Authors:Alain Nadai (Centre national de la recherche scientifique)
Béatrice Cointe (CNRS - CSI)
Paper short abstract:
Our contribution analyses the work of turning things (sunlit rooftops, windy sites) into productive assets (solar roof, wind power site) which is at the core of renewable energy development. It discusses on this basis notions used in the critics of capitalism (asset, rentierhsip).
Paper long abstract:
At the core of renewable energy project development is the work of turning things (roof, site) into productive assets (solar roof, wind power site) through the siting of material devices (turbines, PV panels). The resulting assets convert an untamed flow (sun, wind) into electricity dubbed 'renewable' and eligible to stable remuneration ('feed-in' tariff). They are valued (tradable projects/portfolios) and they produce value (marketable electricity). Assembling productive-enough assets implies engaging things in hybrid agencements by requalifying their pre-existing usages and/or users.

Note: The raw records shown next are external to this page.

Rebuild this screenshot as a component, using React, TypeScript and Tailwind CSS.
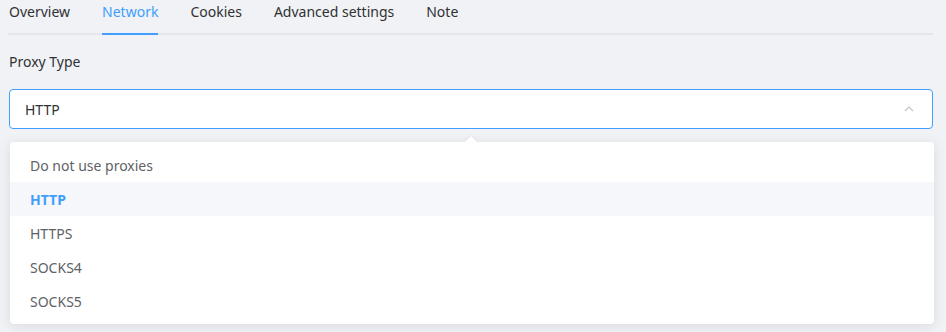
import React from "react";

export default function App() {
  const tabs = ["Overview", "Network", "Cookies", "Advanced settings", "Note"];
  const items = ["Do not use proxies", "HTTP", "HTTPS", "SOCKS4", "SOCKS5"];
  return (
    <div
      className="w-[946px] h-[332px] bg-[#f0f2f5] overflow-hidden"
      style={{ fontFamily: '"Noto Sans", "Open Sans", sans-serif' }}
    >
      <div className="ml-2 w-[925px]">
        <div className="flex border-b-2 border-[#e4e7ed]">
          {tabs.map((t, i) => (
            <div
              key={t}
              className={
                "-mb-[2px] pt-[2px] pb-[11px] text-[14px] leading-5 border-b-2 " +
                (i === 0 ? "ml-px mr-4 " : i === tabs.length - 1 ? "ml-4 " : "mx-4 ") +
                (t === "Network"
                  ? "text-[#409eff] border-[#409eff]"
                  : "text-[#303133] border-transparent")
              }
            >
              {t}
            </div>
          ))}
        </div>
        <div className="mt-[17px] ml-px text-[14px] leading-5 text-[#303133]">Proxy Type</div>
        <div className="mt-[17px] ml-px h-10 w-[924px] rounded-[4px] border border-[#409eff] bg-white flex items-center pl-[15px] pr-[17px]">
          <span className="flex-1 text-[14px] text-[#303133]">HTTP</span>
          <svg width="12" height="12" viewBox="0 0 12 12" fill="none">
            <path d="M2 8 L6 4 L10 8" stroke="#c0c4cc" strokeWidth="1.2" />
          </svg>
        </div>
        <div className="relative mt-[13px] ml-[2px] w-[924px] bg-white rounded-[4px] shadow-[0_2px_12px_0_rgba(0,0,0,0.1)] py-[6px]">
          <div className="absolute -top-[6px] left-[455px] w-0 h-0 border-x-[6px] border-x-transparent border-b-[6px] border-b-white drop-shadow-[0_-1px_1px_rgba(0,0,0,0.05)]" />
          {items.map((it) => (
            <div
              key={it}
              className={
                "h-[34px] flex items-center pl-5 text-[14px] " +
                (it === "HTTP"
                  ? "bg-[#f5f7fa] text-[#409eff] font-bold"
                  : "text-[#606266]")
              }
            >
              {it}
            </div>
          ))}
        </div>
      </div>
    </div>
  );
}
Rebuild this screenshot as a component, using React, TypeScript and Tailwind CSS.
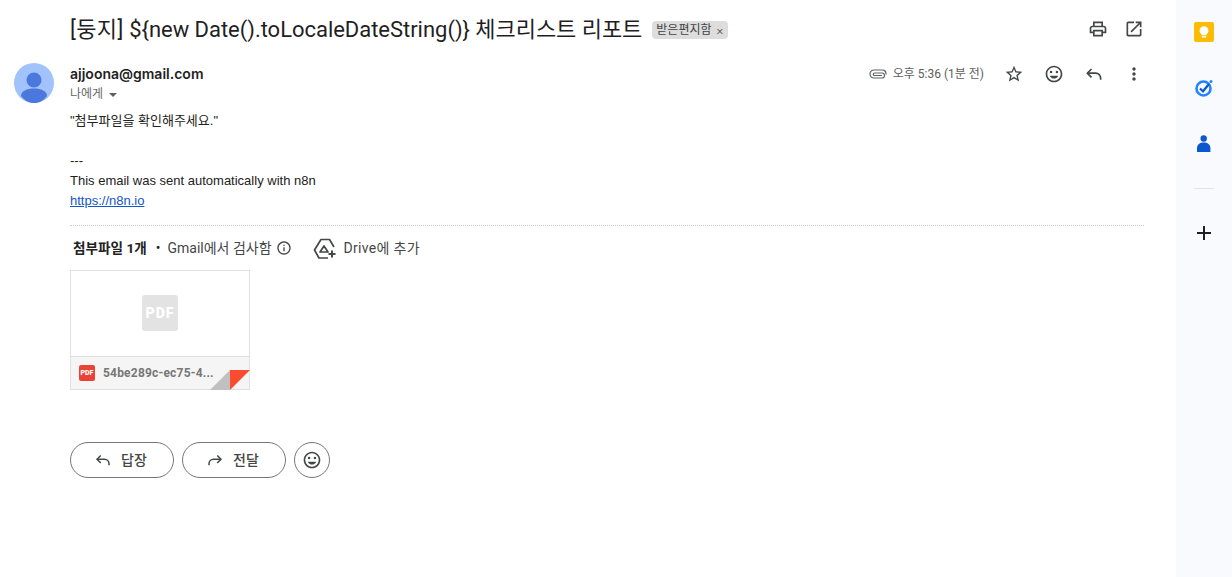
import React from "react";

const ROBOTO = 'Roboto, "Noto Sans CJK KR", sans-serif';

function Ico({ d, size = 20, className = "", children }: { d?: string; size?: number; className?: string; children?: React.ReactNode }) {
  return (
    <svg width={size} height={size} viewBox="0 0 24 24" fill="currentColor" className={"block shrink-0 " + className}>
      {d ? <path d={d} /> : null}
      {children}
    </svg>
  );
}

const Emoji = ({ size = 20 }: { size?: number }) => (
  <Ico size={size}>
    <circle cx="15.5" cy="9.5" r="1.5" />
    <circle cx="8.5" cy="9.5" r="1.5" />
    <path d="M12 17.5c2.33 0 4.31-1.46 5.11-3.5H6.89c.8 2.04 2.78 3.5 5.11 3.5z" />
    <path d="M11.99 2C6.47 2 2 6.48 2 12s4.47 10 9.99 10C17.52 22 22 17.52 22 12S17.52 2 11.99 2zM12 20c-4.42 0-8-3.58-8-8s3.58-8 8-8 8 3.58 8 8-3.58 8-8 8z" />
  </Ico>
);

const Reply = ({ size = 20, flip = false }: { size?: number; flip?: boolean }) => (
  <svg width={size} height={size} viewBox="0 0 24 24" fill="none" stroke="currentColor" strokeWidth="2" className={"block shrink-0 " + (flip ? "-scale-x-100" : "")}>
    <path d="M9 6 4 11l5 5" />
    <path d="M4 11h10a6 6 0 0 1 6 6v2" />
  </svg>
);

export default function App() {
  return (
    <div className="flex h-[577px] w-[1232px] overflow-hidden bg-white text-[#222]" style={{ fontFamily: ROBOTO }}>
      <main className="w-[1176px] shrink-0">
        {/* subject */}
        <div className="flex h-[58px] items-center pl-[70px] pr-[32px]">
          <h1 className="mt-[2px] text-[22px] font-normal leading-[28px] text-[#1f1f1f]">
            <span className="tracking-[0.4px]">[둥지]</span>
            <span className="tracking-[-0.03px]">{" ${new Date().toLocaleDateString()} "}</span>
            <span className="tracking-[-0.05px]">체크리스트 리포트</span>
          </h1>
          <span className="ml-[10px] mt-[2px] flex h-[18px] items-center gap-[5px] rounded-[4px] bg-[#dddddd] pl-[4px] pr-[5px] text-[12px] text-[#444]">
            받은편지함
            <span className="text-[13px] font-light leading-none">×</span>
          </span>
          <div className="ml-auto flex items-center gap-[16px] text-[#444746]">
            <Ico size={20} d="M19 8h-1V3H6v5H5c-1.66 0-3 1.34-3 3v6h4v4h12v-4h4v-6c0-1.66-1.34-3-3-3zM8 5h8v3H8V5zm8 12v2H8v-4h8v2zm2-2v-2H6v2H4v-4c0-.55.45-1 1-1h14c.55 0 1 .45 1 1v4h-2z" />
            <Ico size={20} d="M19 19H5V5h7V3H5c-1.11 0-2 .9-2 2v14c0 1.1.89 2 2 2h14c1.1 0 2-.9 2-2v-7h-2v7zM14 3v2h3.59l-9.83 9.83 1.41 1.41L19 6.41V10h2V3h-7z" />
          </div>
        </div>

        {/* sender */}
        <div className="flex h-[45px] pl-[14px] pr-[32px]">
          <svg width="40" height="40" viewBox="0 0 40 40" className="mt-[5px] block shrink-0">
            <circle cx="20" cy="20" r="20" fill="#a1c2fa" />
            <circle cx="20" cy="17" r="7.5" fill="#4a78dd" />
            <path d="M7 33c0-5 6-7.5 13-7.5S33 28 33 33c-3.5 4.5-8 7-13 7S10.5 37.5 7 33z" fill="#4a78dd" />
          </svg>
          <div className="ml-[16px] flex-1 pt-[2px]">
            <div className="flex h-[28px] items-center">
              <span className="-mt-[2px] text-[14px] font-semibold text-[#1f1f1f]" style={{ fontFamily: 'Inter, sans-serif' }}>ajjoona@gmail.com</span>
              <div className="ml-auto flex items-center text-[#444746]">
                <svg width="18" height="10" viewBox="0 0 18 10" fill="none" stroke="#5f6368" strokeWidth="1.2" className="mr-[6px] block">
                  <path d="M17 5.5V4.500A3.500 3.500 0 0 0 13.500 1H5A4 4 0 0 0 5 9H13A2.500 2.500 0 0 0 13 4H5.500A1 1 0 0 0 5.500 6.500H13" />
                </svg>
                <span className="mr-[20px] text-[12px] text-[#5e5e5e]">오후 5:36 (1분 전)</span>
                <div className="flex items-center gap-[20px]">
                  <Ico size={20} d="M22 9.24l-7.19-.62L12 2 9.19 8.63 2 9.24l5.46 4.73L5.82 21 12 17.27 18.18 21l-1.63-7.03L22 9.24zM12 15.4l-3.76 2.27 1-4.28-3.32-2.88 4.38-.38L12 6.1l1.71 4.04 4.38.38-3.32 2.88 1 4.28L12 15.4z" />
                  <Emoji />
                  <Reply />
                  <Ico size={20} d="M12 8c1.1 0 2-.9 2-2s-.9-2-2-2-2 .9-2 2 .9 2 2 2zm0 2c-1.1 0-2 .9-2 2s.9 2 2 2 2-.9 2-2-.9-2-2-2zm0 6c-1.1 0-2 .9-2 2s.9 2 2 2 2-.9 2-2-.9-2-2-2z" />
                </div>
              </div>
            </div>
            <div className="flex h-[12px] items-center text-[12px] text-[#666]">
              나에게
              <span className="ml-[6px] mt-[2px] h-0 w-0 border-x-[4px] border-t-[4px] border-x-transparent border-t-[#5e5e5e]" />
            </div>
          </div>
        </div>

        {/* body */}
        <div className="ml-[70px] mr-[32px] mt-[8px] text-[13px] leading-[20px] text-[#222]" style={{ fontFamily: '"Liberation Sans", "Noto Sans CJK KR", sans-serif' }}>
          <div>"첨부파일을 확인해주세요."</div>
          <div className="h-[20px]" />
          <div>---</div>
          <div>This email was sent automatically with n8n</div>
          <a className="text-[#1155cc] underline">https://n8n.io</a>
        </div>

        {/* attachments */}
        <div className="ml-[70px] mr-[32px] mt-[14px] border-t border-dotted border-[#cfcfcf]">
          <div className="flex h-[44px] items-center pl-[3px] text-[14px] text-[#444746]">
            <span className="text-[13.6px] font-bold text-[#222]">첨부파일 1개</span>
            <span className="ml-[9px] mr-[7px] text-[#222]">•</span>
            <span>Gmail에서 검사함</span>
            <svg width="16" height="16" viewBox="0 0 24 24" fill="currentColor" className="ml-[4px] block">
              <path d="M11 7h2v2h-2zm0 4h2v6h-2zm1-9C6.48 2 2 6.48 2 12s4.48 10 10 10 10-4.48 10-10S17.52 2 12 2zm0 18c-4.41 0-8-3.59-8-8s3.59-8 8-8 8 3.59 8 8-3.59 8-8 8z" />
            </svg>
            <svg width="24" height="24" viewBox="0 0 24 24" fill="none" stroke="#444746" strokeWidth="1.7" strokeLinejoin="round" className="ml-[21px] mt-[4px] block">
              <path d="M15 20H6L1.5 12 8 1.500h8.500L21 9" />
              <path d="M11 8l-4 6h8z" />
              <path d="M19 12.500v7M15.500 16h7" strokeWidth="2" />
            </svg>
            <span className="ml-[7px] tracking-[0.3px]">Drive에 추가</span>
          </div>

          <div className="relative flex h-[120px] w-[180px] flex-col border border-[#e0e0e0]">
            <div className="flex h-[85px] items-center justify-center bg-white pb-[1px]">
              <div className="flex h-[36px] w-[36px] items-center justify-center rounded-[3px] bg-[#e3e3e3] text-[14px] font-black leading-none tracking-[1px] text-white">
                PDF
              </div>
            </div>
            <div className="flex flex-1 items-center border-t border-[#e0e0e0] bg-[#f5f5f5] pl-[8px]">
              <div className="flex h-[16px] w-[16px] items-center justify-center rounded-[2px] bg-[#ea4335] text-[7px] font-black leading-none text-white">
                PDF
              </div>
              <span className="ml-[8px] text-[12px] font-bold tracking-[0.2px] text-[#777]">54be289c-ec75-4...</span>
            </div>
            <svg width="40" height="20" viewBox="0 0 40 20" className="absolute -bottom-px -right-px block">
              <path d="M20 0v20H0z" fill="#c0c0c0" />
              <path d="M20 0h20L20 20z" fill="#fc4c2f" />
            </svg>
          </div>

          {/* actions */}
          <div className="mt-[52px] flex gap-[8px] text-[14px] font-medium text-[#444746]">
            <button className="flex h-[36px] w-[104px] items-center justify-center gap-[9px] rounded-full border border-[#747775] pr-[3px]">
              <Reply size={18} />
              답장
            </button>
            <button className="flex h-[36px] w-[104px] items-center justify-center gap-[9px] rounded-full border border-[#747775] pr-[3px]">
              <Reply size={18} flip />
              전달
            </button>
            <button className="flex h-[36px] w-[36px] items-center justify-center rounded-full border border-[#747775]">
              <Emoji />
            </button>
          </div>
        </div>
      </main>

      {/* side panel */}
      <aside className="flex w-[56px] shrink-0 flex-col items-center bg-[#f8fafd] pt-[22px]">
        <svg width="20" height="20" viewBox="0 0 20 20" className="block">
          <rect width="20" height="20" rx="2" fill="#fbbc04" />
          <path d="M10 4.200a4.400 4.400 0 0 0-2.500 8V13.300h5v-1.100a4.400 4.400 0 0 0-2.500-8zM7.800 14.100h4.400v1.400H7.800z" fill="#fff" />
        </svg>
        <svg width="20" height="20" viewBox="0 0 20 20" fill="none" className="mt-[36px] block">
          <circle cx="9.500" cy="10.500" r="7" stroke="#2684fc" strokeWidth="2.600" />
          <path d="m6 10.500 3 2.800 6-7.300" stroke="#0b57d0" strokeWidth="2.200" />
          <circle cx="17" cy="3.500" r="1.500" fill="#2684fc" />
        </svg>
        <svg width="20" height="20" viewBox="0 0 20 20" className="mt-[36px] block">
          <circle cx="9.700" cy="4.500" r="3.200" fill="#0b57d0" />
          <path d="M3 18v-4c0-3.500 3-5.500 6.700-5.500s6.700 2 6.700 5.500v4z" fill="#0b57d0" />
        </svg>
        <div className="mt-[34px] h-px w-[20px] bg-[#e1e3e6]" />
        <svg width="24" height="24" viewBox="0 0 24 24" fill="#1f1f1f" className="mt-[32px] block">
          <path d="M19 13h-6v6h-2v-6H5v-2h6V5h2v6h6v2z" />
        </svg>
      </aside>
    </div>
  );
}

Our contribution starts from two case studies of politically engaged project developments: a mutualised PV project carried out by farmers (Fermes de Figeac, Lot, France), and a wind farm repowering in a European migratory corridor involving bird watchers and a wind power developers (Narbonnaise, Languedoc-Roussillon, France). These cases allow us to describe the socio-technical and economic reconfigurations through which sunlit rooftops and a windy site are turned into assets, and made to generate revenue streams. We further look at what these reconfigurations produce, which allows us to discuss the forms of rentierships entailed and the way in which we define assets.
As these processes take place at the junction with financial valuation, conveyed by developers business models (project/portfolio TRIs, relation with banks), they additionally make the case for discussing the relation between capitalisation (TRI requirements) and asset making.